WORK TO COMPLETE -
Pull every "React" line out of the data below.

AVAILABLE DATA -
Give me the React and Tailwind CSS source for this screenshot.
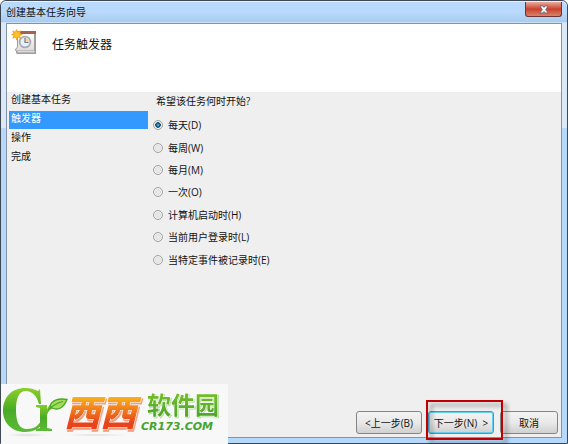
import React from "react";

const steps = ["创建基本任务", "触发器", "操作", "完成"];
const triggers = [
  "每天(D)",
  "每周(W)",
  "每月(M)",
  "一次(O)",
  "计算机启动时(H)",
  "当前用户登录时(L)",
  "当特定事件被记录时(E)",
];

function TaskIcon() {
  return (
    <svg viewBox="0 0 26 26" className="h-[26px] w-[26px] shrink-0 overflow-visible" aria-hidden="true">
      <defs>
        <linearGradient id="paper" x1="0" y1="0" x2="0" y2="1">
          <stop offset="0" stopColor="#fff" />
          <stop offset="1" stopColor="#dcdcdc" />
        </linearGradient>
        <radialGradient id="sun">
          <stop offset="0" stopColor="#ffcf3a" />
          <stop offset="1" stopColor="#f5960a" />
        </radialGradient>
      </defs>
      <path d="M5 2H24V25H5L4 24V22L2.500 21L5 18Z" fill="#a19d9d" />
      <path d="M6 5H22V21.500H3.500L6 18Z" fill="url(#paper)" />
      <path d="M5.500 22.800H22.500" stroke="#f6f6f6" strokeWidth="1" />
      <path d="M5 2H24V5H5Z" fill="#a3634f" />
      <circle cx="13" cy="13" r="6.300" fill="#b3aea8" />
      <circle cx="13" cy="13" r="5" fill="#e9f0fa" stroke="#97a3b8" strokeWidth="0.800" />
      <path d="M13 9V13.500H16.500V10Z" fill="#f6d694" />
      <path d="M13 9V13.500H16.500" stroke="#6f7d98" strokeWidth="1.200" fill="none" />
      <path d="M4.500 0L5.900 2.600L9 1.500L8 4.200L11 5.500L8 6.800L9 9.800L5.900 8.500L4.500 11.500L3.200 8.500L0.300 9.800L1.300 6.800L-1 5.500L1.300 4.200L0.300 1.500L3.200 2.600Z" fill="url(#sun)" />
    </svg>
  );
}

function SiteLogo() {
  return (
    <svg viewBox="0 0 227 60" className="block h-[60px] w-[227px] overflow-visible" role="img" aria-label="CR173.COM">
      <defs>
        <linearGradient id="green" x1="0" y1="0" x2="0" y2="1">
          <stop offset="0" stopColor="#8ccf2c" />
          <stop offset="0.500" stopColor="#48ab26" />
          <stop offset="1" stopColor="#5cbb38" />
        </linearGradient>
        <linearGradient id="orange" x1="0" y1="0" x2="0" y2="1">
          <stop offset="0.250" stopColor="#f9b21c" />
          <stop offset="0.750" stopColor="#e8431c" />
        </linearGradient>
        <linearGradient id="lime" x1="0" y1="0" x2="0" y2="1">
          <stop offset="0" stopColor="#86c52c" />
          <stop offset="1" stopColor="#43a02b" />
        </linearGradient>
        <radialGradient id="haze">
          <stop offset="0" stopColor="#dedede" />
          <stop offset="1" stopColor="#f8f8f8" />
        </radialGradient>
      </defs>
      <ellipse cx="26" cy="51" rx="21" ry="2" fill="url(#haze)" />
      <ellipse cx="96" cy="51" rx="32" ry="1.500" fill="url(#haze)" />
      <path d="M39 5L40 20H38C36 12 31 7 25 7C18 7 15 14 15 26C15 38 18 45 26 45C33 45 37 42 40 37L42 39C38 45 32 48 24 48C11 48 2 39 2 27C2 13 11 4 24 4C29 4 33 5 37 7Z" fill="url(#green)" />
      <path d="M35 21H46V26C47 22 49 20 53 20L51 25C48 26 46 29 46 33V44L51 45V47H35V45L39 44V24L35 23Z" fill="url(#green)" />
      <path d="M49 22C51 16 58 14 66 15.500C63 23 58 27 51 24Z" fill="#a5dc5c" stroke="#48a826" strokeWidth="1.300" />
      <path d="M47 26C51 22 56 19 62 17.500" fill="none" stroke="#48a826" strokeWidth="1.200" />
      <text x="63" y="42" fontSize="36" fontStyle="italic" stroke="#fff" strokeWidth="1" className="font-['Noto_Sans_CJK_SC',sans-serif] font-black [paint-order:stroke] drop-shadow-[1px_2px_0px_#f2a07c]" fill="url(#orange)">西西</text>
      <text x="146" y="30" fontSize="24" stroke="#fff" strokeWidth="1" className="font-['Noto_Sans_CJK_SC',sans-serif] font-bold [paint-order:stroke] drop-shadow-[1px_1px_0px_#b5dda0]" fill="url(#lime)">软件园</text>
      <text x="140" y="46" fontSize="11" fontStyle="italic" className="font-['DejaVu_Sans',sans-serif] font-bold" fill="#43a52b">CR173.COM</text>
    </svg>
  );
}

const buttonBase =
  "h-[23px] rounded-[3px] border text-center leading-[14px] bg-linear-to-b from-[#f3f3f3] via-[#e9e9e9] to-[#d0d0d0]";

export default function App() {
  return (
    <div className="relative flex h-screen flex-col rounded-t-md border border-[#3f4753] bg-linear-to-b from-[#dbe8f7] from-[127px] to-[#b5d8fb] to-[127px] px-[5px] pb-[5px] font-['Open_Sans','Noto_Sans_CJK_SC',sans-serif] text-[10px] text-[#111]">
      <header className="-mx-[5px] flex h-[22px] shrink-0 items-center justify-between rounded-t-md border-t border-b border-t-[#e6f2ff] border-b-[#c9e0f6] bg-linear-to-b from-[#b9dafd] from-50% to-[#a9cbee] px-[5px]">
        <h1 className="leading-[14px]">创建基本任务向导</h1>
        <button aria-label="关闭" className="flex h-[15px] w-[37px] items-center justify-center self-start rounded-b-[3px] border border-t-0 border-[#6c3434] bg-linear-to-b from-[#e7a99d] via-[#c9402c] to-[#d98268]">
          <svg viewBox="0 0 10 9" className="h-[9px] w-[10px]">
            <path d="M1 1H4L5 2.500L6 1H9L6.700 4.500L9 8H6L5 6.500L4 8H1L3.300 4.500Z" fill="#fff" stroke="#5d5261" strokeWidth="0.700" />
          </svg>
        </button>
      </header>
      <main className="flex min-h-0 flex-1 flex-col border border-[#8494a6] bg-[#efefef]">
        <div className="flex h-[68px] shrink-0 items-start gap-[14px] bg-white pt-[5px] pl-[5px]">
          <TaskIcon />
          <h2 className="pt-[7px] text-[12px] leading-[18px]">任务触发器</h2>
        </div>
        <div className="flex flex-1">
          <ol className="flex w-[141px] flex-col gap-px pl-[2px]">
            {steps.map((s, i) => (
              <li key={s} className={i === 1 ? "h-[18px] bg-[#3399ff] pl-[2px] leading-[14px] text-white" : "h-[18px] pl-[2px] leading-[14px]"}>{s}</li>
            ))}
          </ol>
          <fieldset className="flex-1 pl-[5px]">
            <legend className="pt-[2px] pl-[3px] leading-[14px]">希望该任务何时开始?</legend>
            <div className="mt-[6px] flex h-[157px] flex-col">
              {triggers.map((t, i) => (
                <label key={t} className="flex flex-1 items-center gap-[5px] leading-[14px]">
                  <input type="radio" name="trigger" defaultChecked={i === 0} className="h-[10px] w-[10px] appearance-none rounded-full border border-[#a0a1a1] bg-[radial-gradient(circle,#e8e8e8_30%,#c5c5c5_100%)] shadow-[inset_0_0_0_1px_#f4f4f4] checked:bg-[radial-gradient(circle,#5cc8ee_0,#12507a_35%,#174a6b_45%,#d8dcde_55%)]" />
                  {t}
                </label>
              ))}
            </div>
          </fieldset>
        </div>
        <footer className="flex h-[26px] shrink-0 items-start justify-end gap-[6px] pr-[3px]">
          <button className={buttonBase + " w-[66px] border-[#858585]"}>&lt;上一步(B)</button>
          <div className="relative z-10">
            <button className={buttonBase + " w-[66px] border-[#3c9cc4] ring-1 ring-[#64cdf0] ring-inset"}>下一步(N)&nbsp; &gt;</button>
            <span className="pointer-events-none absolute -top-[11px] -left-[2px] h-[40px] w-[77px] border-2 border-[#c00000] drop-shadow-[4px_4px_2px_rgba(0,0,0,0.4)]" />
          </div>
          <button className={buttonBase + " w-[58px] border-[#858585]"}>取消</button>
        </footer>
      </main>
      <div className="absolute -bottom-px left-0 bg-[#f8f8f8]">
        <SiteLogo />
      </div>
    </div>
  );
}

WRITTEN RESPONSE -
Give me the React and Tailwind CSS source for this screenshot.
import React from "react";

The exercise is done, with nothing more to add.